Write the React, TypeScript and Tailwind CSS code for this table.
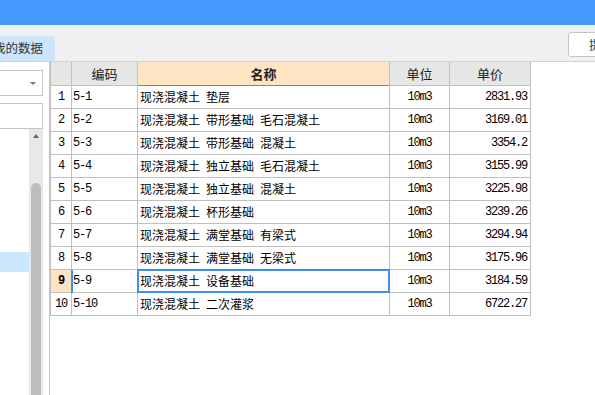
import React from "react";

// 定额列表数据
const rows = [
  { no: 1, code: "5-1", name: ["现浇混凝土", "垫层"], unit: "10m3", price: "2831.93" },
  { no: 2, code: "5-2", name: ["现浇混凝土", "带形基础", "毛石混凝土"], unit: "10m3", price: "3169.01" },
  { no: 3, code: "5-3", name: ["现浇混凝土", "带形基础", "混凝土"], unit: "10m3", price: "3354.2" },
  { no: 4, code: "5-4", name: ["现浇混凝土", "独立基础", "毛石混凝土"], unit: "10m3", price: "3155.99" },
  { no: 5, code: "5-5", name: ["现浇混凝土", "独立基础", "混凝土"], unit: "10m3", price: "3225.98" },
  { no: 6, code: "5-6", name: ["现浇混凝土", "杯形基础"], unit: "10m3", price: "3239.26" },
  { no: 7, code: "5-7", name: ["现浇混凝土", "满堂基础", "有梁式"], unit: "10m3", price: "3294.94" },
  { no: 8, code: "5-8", name: ["现浇混凝土", "满堂基础", "无梁式"], unit: "10m3", price: "3175.96" },
  { no: 9, code: "5-9", name: ["现浇混凝土", "设备基础"], unit: "10m3", price: "3184.59" },
  { no: 10, code: "5-10", name: ["现浇混凝土", "二次灌浆"], unit: "10m3", price: "6722.27" },
];

const SELECTED = 9;
const mono = "font-['Liberation_Mono',monospace] text-[12px] tracking-[-1.2px]";

export default function App() {
  return (
    <div className="w-[595px] h-[395px] overflow-hidden bg-white flex flex-col font-['Noto_Sans_CJK_SC',sans-serif] text-black">
      {/* 顶部蓝条 */}
      <div className="h-[25px] shrink-0 bg-[#4399fd]" />

      {/* 工具栏 */}
      <div className="h-[37px] shrink-0 bg-[#f0f0f0] border-b border-[#d2d2d2] flex items-end overflow-hidden">
        <div className="w-[55px] h-[25px] bg-[#cce5fc] rounded-tr-[4px] flex items-center overflow-hidden">
          <span className="-ml-[7px] whitespace-nowrap text-[12.5px] text-[#333] leading-none">我的数据</span>
        </div>
        <div className="ml-auto mb-[4px] -mr-[33px] w-[60px] h-[25px] bg-white border border-[#c6c6c6] rounded-[3px] flex items-center pl-[20px] shrink-0">
          <span className="text-[12px] text-[#333] whitespace-nowrap">提交</span>
        </div>
      </div>

      <div className="flex-1 flex min-h-0">
        {/* 左侧面板 */}
        <div className="w-[50px] shrink-0 border-r border-[#c8c8c8] flex flex-col overflow-hidden">
          <div className="mt-[8px] -ml-[3px] w-[46px] h-[26px] shrink-0 border border-[#c6c6c6] bg-white flex items-center justify-end pr-[6px]">
            <div className="w-0 h-0 border-l-[3px] border-r-[3px] border-t-[3px] border-l-transparent border-r-transparent border-t-[#777]" />
          </div>
          <div className="mt-[7px] -ml-[3px] w-[46px] h-[26px] shrink-0 border border-[#c6c6c6] bg-white" />
          <div className="flex-1 flex min-h-0">
            <div className="w-[29px] flex flex-col">
              <div className="mt-[123px] h-[20px] bg-[#cce8ff]" />
            </div>
            <div className="w-[14px] bg-[#e8e8e8] flex flex-col items-center">
              <div className="mt-[5px] w-0 h-0 border-l-[3px] border-r-[3px] border-b-[4px] border-l-transparent border-r-transparent border-b-[#666]" />
              <div className="mt-[45px] w-[10px] flex-1 bg-[#bdbdbd] rounded-t-[5px]" />
            </div>
          </div>
        </div>

        {/* 表格 */}
        <div className="flex flex-col">
          <div className="flex h-[24px] border-l border-b border-[#c0c0c0] text-[13px] text-[#222]">
            <div className="w-[21px] border-r border-[#c0c0c0] bg-[#e6e6e6]" />
            <div className="w-[66px] border-r border-[#c0c0c0] bg-[#e6e6e6] flex items-center justify-center">编码</div>
            <div className="relative w-[252px] border-r border-[#c0c0c0] bg-[#ffe4c4] flex items-center justify-center font-bold">
              名称
              <div className="absolute left-0 right-0 -bottom-[1px] h-[1px] bg-[#3f8ff2]" />
            </div>
            <div className="w-[60px] border-r border-[#c0c0c0] bg-[#e6e6e6] flex items-center justify-center">单位</div>
            <div className="w-[81px] border-r border-[#c0c0c0] bg-[#e6e6e6] flex items-center justify-center">单价</div>
          </div>

          {rows.map((r) => {
            const sel = r.no === SELECTED;
            return (
              <div key={r.no} className="flex h-[23px] border-l border-b border-[#c0c0c0] text-[12px]">
                <div
                  className={`w-[21px] border-r border-[#c0c0c0] flex items-center justify-center ${mono} ${
                    sel ? "bg-[#ffe4c4] font-bold" : ""
                  }`}
                >
                  {r.no}
                </div>
                <div className={`relative w-[66px] border-r border-[#c0c0c0] flex items-center pl-[1px] ${mono}`}>
                  {r.code}
                  {sel && <div className="absolute -left-[1px] top-0 -bottom-[1px] w-[2px] bg-[#3f8ff2]" />}
                </div>
                <div className="relative w-[252px] border-r border-[#c0c0c0] flex items-center pl-[2px] whitespace-nowrap">
                  {r.name.join("\u2002")}
                  {sel && <div className="absolute -left-[1px] -right-[1px] -top-[1px] -bottom-[1px] border-2 border-[#3f8ff2]" />}
                </div>
                <div className={`w-[60px] border-r border-[#c0c0c0] flex items-center justify-center ${mono}`}>{r.unit}</div>
                <div className={`w-[81px] border-r border-[#c0c0c0] flex items-center justify-end pr-[3px] ${mono}`}>{r.price}</div>
              </div>
            );
          })}
        </div>
      </div>
    </div>
  );
}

= = = = = = =

## WORK TO COMPLETE
Begin at the first line of the data above and repeat each line exactly, stopping after the line containing "import React from". Omit the pictures.

## SOLUTION TO THIS PROBLEM
Write the React, TypeScript and Tailwind CSS code for this table.
import React from "react";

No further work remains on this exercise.